Indigenous people can get more from mining, says mine exec

PAGADIAN CITY, Philippines—Indigenous communities can actually demand higher royalties or even become part owners of mining companies, a mining executive said here recently.

Speaking at a training program hosted by the Mindanao Peacebuilding Institute Foundation here last Thursday, Joel Alasco  TVI Resource Development (TVIRD) Phils. Inc.  said indigenous communities can demand to be paid 50 percent of the gross revenues of mining companies operating in areas officially recognized a part of a tribe’s ancestral domain.

“They can even ask to become stockholders of a mining company,” said Alasco, manager of TVIRD’s community relations and development office.

“The [host] indigenous community can demand as high as fifty percent (in royalties) or become stock holder of the firm. They can do it during the negotiation stage,” he said.

Alasco added, however, that mining companies may not be forced to grant such demands if they are losing money.

He said under the current set-up, mining companies “such as TVIRD, provide the minimum royalty of one percent of their gross revenues.”

This arrangement, he claimed, is what the mining law provides for.
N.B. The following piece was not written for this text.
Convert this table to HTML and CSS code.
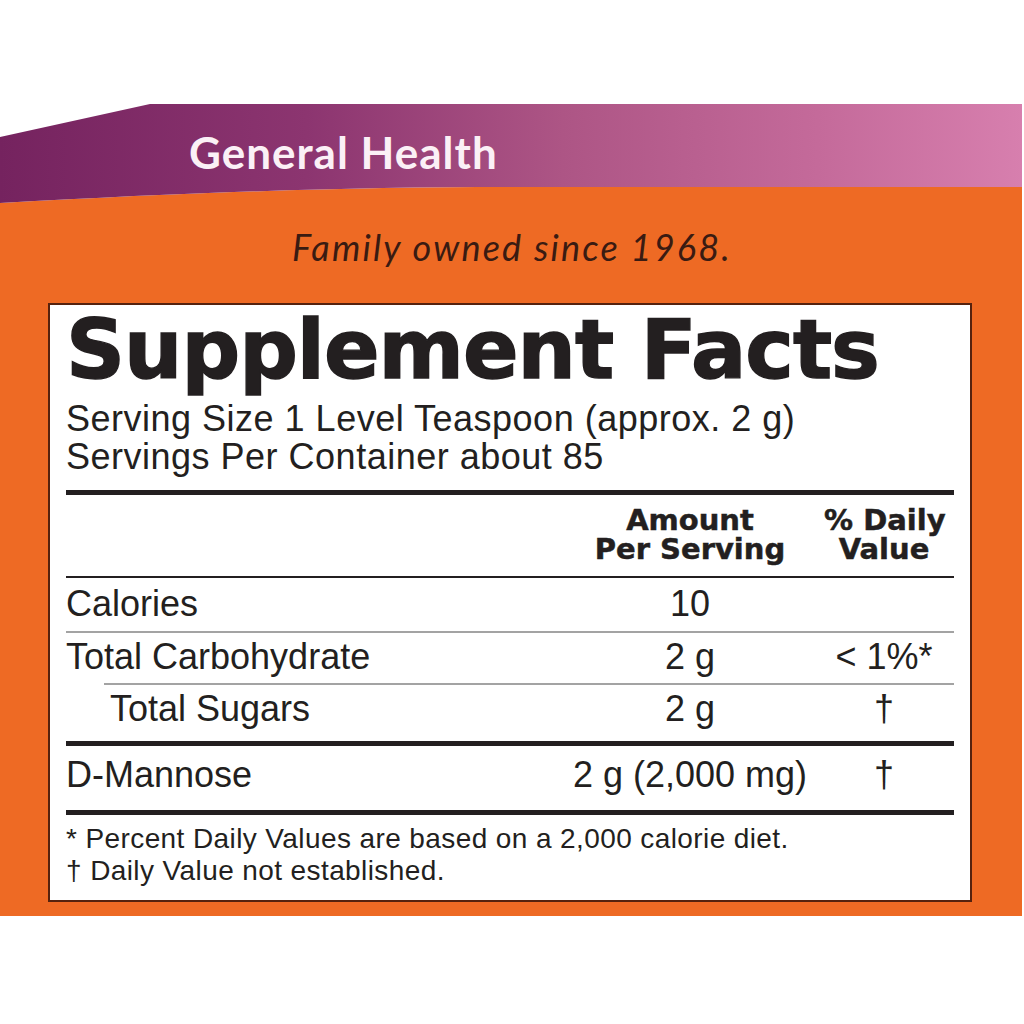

But Onsino Mato, a Subanen tribal chieftain from Siocon, Zamboanga del Norte, said indigenous communities were at risk of being shortchanged because some firms, including TVIRD, were not transparent in how the royalties due indigenous peoples were calculated.

He said that TVIRD simply informed indigenous people that the money was already in their bank accounts.

“As to how the amount was arrived at, we never know,” Mato said, adding that in 2011, his group was supposed to get P59 million from TVIRD.

The amount, he said, was reduced after the company deducted certain expenses incurred by the company.

“The company made deductions such as excise tax payments and expenses for various road rehabilitation projects,” he said.